Extracted records:
# # # #
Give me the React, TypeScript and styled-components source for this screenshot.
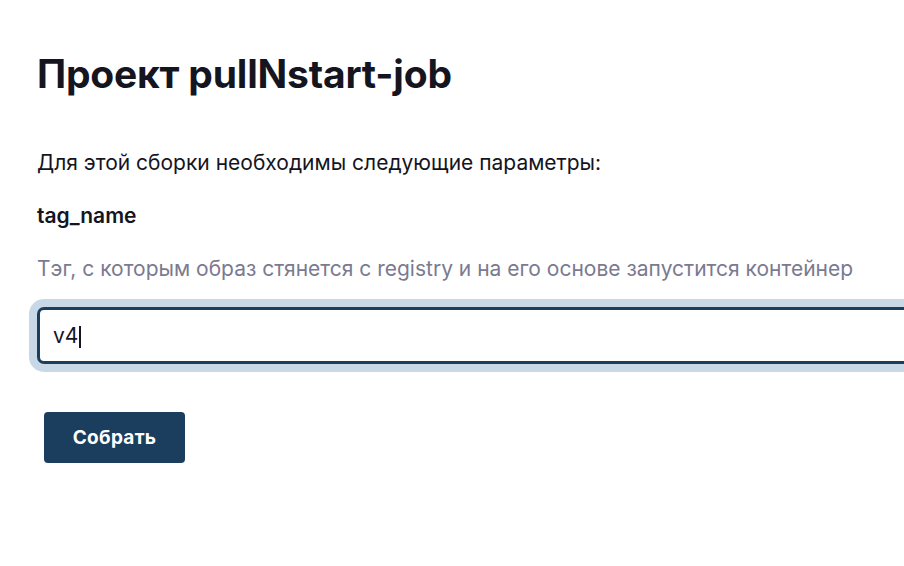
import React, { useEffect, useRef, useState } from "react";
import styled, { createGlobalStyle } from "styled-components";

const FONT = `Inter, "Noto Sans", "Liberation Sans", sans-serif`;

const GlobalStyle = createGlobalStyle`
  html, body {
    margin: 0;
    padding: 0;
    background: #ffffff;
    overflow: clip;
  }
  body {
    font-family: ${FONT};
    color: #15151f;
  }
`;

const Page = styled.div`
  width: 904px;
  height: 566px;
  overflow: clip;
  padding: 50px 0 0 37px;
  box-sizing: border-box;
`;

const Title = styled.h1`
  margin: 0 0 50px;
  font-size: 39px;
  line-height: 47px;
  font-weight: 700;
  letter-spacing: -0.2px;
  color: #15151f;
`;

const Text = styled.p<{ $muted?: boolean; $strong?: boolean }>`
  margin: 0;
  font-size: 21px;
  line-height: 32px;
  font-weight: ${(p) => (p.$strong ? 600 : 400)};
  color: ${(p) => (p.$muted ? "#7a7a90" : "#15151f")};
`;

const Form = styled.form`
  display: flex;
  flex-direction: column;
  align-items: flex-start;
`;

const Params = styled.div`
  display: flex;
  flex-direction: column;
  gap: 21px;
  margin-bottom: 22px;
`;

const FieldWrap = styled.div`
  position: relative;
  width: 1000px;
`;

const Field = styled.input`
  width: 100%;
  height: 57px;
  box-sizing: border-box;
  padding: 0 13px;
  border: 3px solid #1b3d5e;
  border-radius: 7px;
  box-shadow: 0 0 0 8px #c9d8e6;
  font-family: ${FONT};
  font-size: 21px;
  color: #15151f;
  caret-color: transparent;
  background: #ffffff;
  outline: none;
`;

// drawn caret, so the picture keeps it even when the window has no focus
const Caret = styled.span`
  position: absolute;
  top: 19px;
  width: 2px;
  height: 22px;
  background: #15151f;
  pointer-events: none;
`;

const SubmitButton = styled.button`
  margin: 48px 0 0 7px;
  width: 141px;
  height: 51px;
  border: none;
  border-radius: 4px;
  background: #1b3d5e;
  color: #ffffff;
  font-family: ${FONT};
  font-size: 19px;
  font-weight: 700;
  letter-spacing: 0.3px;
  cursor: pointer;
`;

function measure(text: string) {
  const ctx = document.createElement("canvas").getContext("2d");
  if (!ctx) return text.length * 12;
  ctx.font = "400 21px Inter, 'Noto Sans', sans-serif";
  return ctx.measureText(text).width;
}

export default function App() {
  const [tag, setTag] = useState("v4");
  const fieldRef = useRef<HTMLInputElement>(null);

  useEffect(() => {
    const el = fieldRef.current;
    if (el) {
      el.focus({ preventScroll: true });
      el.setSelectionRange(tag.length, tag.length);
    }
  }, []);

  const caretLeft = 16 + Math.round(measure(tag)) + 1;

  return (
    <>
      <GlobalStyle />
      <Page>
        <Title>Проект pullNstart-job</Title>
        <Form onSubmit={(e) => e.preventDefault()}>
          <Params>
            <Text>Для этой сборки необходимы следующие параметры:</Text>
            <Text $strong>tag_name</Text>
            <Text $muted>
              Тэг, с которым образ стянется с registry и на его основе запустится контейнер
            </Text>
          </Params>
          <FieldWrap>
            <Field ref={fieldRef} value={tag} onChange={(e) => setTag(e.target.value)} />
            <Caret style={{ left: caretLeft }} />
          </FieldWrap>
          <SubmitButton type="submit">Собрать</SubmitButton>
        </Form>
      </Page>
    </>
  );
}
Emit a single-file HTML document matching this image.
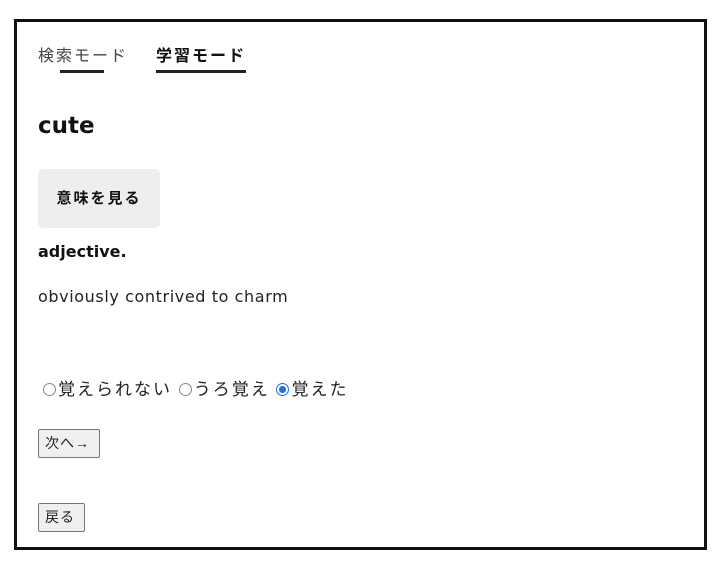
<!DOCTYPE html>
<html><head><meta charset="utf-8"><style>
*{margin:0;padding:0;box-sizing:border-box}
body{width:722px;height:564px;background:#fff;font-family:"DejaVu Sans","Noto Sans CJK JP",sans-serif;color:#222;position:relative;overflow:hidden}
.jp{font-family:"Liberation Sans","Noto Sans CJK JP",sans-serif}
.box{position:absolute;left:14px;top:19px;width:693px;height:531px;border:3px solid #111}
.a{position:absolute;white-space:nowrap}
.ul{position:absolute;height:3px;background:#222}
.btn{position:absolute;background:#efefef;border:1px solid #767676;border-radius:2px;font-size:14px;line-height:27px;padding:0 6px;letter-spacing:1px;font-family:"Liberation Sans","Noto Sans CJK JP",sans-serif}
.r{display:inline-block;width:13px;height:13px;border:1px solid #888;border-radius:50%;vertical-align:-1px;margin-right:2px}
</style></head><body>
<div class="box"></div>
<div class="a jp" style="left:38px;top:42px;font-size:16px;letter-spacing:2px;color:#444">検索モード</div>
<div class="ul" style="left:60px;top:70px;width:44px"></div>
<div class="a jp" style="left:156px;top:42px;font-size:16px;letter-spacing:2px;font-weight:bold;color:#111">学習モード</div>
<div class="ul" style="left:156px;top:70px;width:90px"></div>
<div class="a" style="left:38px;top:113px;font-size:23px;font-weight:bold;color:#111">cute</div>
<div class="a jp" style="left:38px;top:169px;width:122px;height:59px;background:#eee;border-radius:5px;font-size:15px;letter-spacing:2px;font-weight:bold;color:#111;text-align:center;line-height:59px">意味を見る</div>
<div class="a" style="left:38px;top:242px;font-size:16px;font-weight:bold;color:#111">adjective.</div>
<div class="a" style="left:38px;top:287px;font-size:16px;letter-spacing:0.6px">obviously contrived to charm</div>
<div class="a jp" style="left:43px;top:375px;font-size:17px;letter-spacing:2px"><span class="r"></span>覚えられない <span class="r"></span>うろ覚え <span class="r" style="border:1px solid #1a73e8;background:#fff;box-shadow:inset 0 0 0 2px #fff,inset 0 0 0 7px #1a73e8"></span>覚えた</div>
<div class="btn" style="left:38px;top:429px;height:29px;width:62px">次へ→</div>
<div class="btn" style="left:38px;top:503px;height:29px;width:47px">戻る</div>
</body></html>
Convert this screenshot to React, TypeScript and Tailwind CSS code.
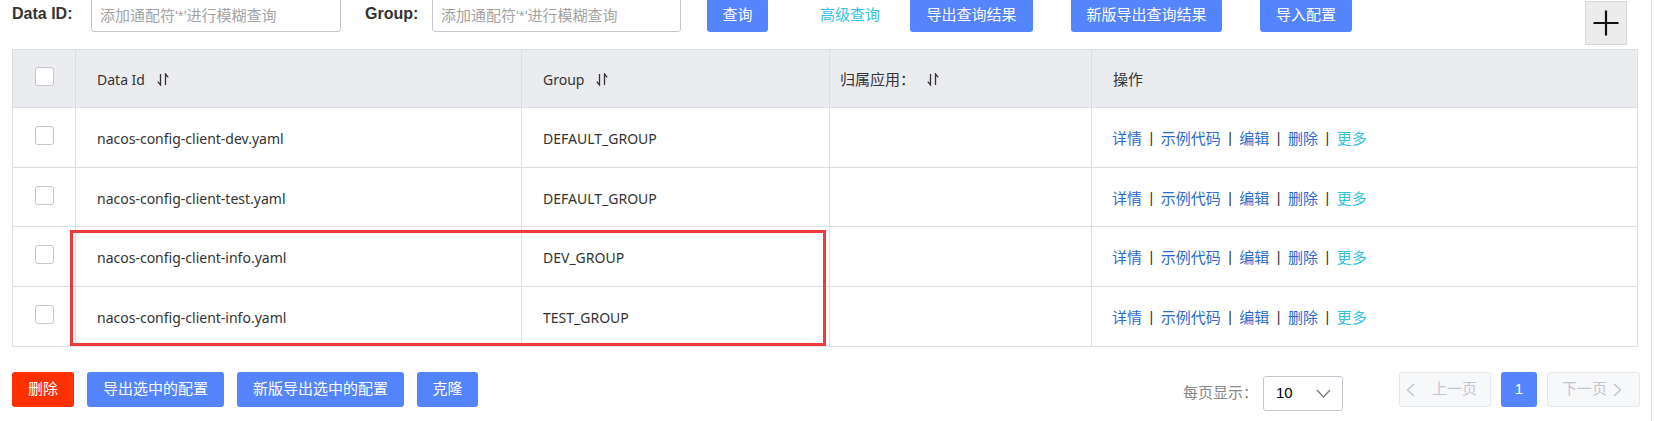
# # # #
Each entry shown above must be quoted exactly, with its pictures left out.

Give me the React, TypeScript and styled-components source for this screenshot.
import React, { useEffect, useRef, useState } from "react";
import styled, { createGlobalStyle } from "styled-components";

const FONT = `Inter, "Noto Sans", "Liberation Sans", sans-serif`;

const GlobalStyle = createGlobalStyle`
  html, body {
    margin: 0;
    padding: 0;
    background: #ffffff;
    overflow: clip;
  }
  body {
    font-family: ${FONT};
    color: #15151f;
  }
`;

const Page = styled.div`
  width: 904px;
  height: 566px;
  overflow: clip;
  padding: 50px 0 0 37px;
  box-sizing: border-box;
`;

const Title = styled.h1`
  margin: 0 0 50px;
  font-size: 39px;
  line-height: 47px;
  font-weight: 700;
  letter-spacing: -0.2px;
  color: #15151f;
`;

const Text = styled.p<{ $muted?: boolean; $strong?: boolean }>`
  margin: 0;
  font-size: 21px;
  line-height: 32px;
  font-weight: ${(p) => (p.$strong ? 600 : 400)};
  color: ${(p) => (p.$muted ? "#7a7a90" : "#15151f")};
`;

const Form = styled.form`
  display: flex;
  flex-direction: column;
  align-items: flex-start;
`;

const Params = styled.div`
  display: flex;
  flex-direction: column;
  gap: 21px;
  margin-bottom: 22px;
`;

const FieldWrap = styled.div`
  position: relative;
  width: 1000px;
`;

const Field = styled.input`
  width: 100%;
  height: 57px;
  box-sizing: border-box;
  padding: 0 13px;
  border: 3px solid #1b3d5e;
  border-radius: 7px;
  box-shadow: 0 0 0 8px #c9d8e6;
  font-family: ${FONT};
  font-size: 21px;
  color: #15151f;
  caret-color: transparent;
  background: #ffffff;
  outline: none;
`;

// drawn caret, so the picture keeps it even when the window has no focus
const Caret = styled.span`
  position: absolute;
  top: 19px;
  width: 2px;
  height: 22px;
  background: #15151f;
  pointer-events: none;
`;

const SubmitButton = styled.button`
  margin: 48px 0 0 7px;
  width: 141px;
  height: 51px;
  border: none;
  border-radius: 4px;
  background: #1b3d5e;
  color: #ffffff;
  font-family: ${FONT};
  font-size: 19px;
  font-weight: 700;
  letter-spacing: 0.3px;
  cursor: pointer;
`;

function measure(text: string) {
  const ctx = document.createElement("canvas").getContext("2d");
  if (!ctx) return text.length * 12;
  ctx.font = "400 21px Inter, 'Noto Sans', sans-serif";
  return ctx.measureText(text).width;
}

export default function App() {
  const [tag, setTag] = useState("v4");
  const fieldRef = useRef<HTMLInputElement>(null);

  useEffect(() => {
    const el = fieldRef.current;
    if (el) {
      el.focus({ preventScroll: true });
      el.setSelectionRange(tag.length, tag.length);
    }
  }, []);

  const caretLeft = 16 + Math.round(measure(tag)) + 1;

  return (
    <>
      <GlobalStyle />
      <Page>
        <Title>Проект pullNstart-job</Title>
        <Form onSubmit={(e) => e.preventDefault()}>
          <Params>
            <Text>Для этой сборки необходимы следующие параметры:</Text>
            <Text $strong>tag_name</Text>
            <Text $muted>
              Тэг, с которым образ стянется с registry и на его основе запустится контейнер
            </Text>
          </Params>
          <FieldWrap>
            <Field ref={fieldRef} value={tag} onChange={(e) => setTag(e.target.value)} />
            <Caret style={{ left: caretLeft }} />
          </FieldWrap>
          <SubmitButton type="submit">Собрать</SubmitButton>
        </Form>
      </Page>
    </>
  );
}
Emit a single-file HTML document matching this image.
<!DOCTYPE html>
<html><head><meta charset="utf-8"><style>
*{margin:0;padding:0;box-sizing:border-box}
body{width:722px;height:564px;background:#fff;font-family:"DejaVu Sans","Noto Sans CJK JP",sans-serif;color:#222;position:relative;overflow:hidden}
.jp{font-family:"Liberation Sans","Noto Sans CJK JP",sans-serif}
.box{position:absolute;left:14px;top:19px;width:693px;height:531px;border:3px solid #111}
.a{position:absolute;white-space:nowrap}
.ul{position:absolute;height:3px;background:#222}
.btn{position:absolute;background:#efefef;border:1px solid #767676;border-radius:2px;font-size:14px;line-height:27px;padding:0 6px;letter-spacing:1px;font-family:"Liberation Sans","Noto Sans CJK JP",sans-serif}
.r{display:inline-block;width:13px;height:13px;border:1px solid #888;border-radius:50%;vertical-align:-1px;margin-right:2px}
</style></head><body>
<div class="box"></div>
<div class="a jp" style="left:38px;top:42px;font-size:16px;letter-spacing:2px;color:#444">検索モード</div>
<div class="ul" style="left:60px;top:70px;width:44px"></div>
<div class="a jp" style="left:156px;top:42px;font-size:16px;letter-spacing:2px;font-weight:bold;color:#111">学習モード</div>
<div class="ul" style="left:156px;top:70px;width:90px"></div>
<div class="a" style="left:38px;top:113px;font-size:23px;font-weight:bold;color:#111">cute</div>
<div class="a jp" style="left:38px;top:169px;width:122px;height:59px;background:#eee;border-radius:5px;font-size:15px;letter-spacing:2px;font-weight:bold;color:#111;text-align:center;line-height:59px">意味を見る</div>
<div class="a" style="left:38px;top:242px;font-size:16px;font-weight:bold;color:#111">adjective.</div>
<div class="a" style="left:38px;top:287px;font-size:16px;letter-spacing:0.6px">obviously contrived to charm</div>
<div class="a jp" style="left:43px;top:375px;font-size:17px;letter-spacing:2px"><span class="r"></span>覚えられない <span class="r"></span>うろ覚え <span class="r" style="border:1px solid #1a73e8;background:#fff;box-shadow:inset 0 0 0 2px #fff,inset 0 0 0 7px #1a73e8"></span>覚えた</div>
<div class="btn" style="left:38px;top:429px;height:29px;width:62px">次へ→</div>
<div class="btn" style="left:38px;top:503px;height:29px;width:47px">戻る</div>
</body></html>
Convert this screenshot to React, TypeScript and Tailwind CSS code.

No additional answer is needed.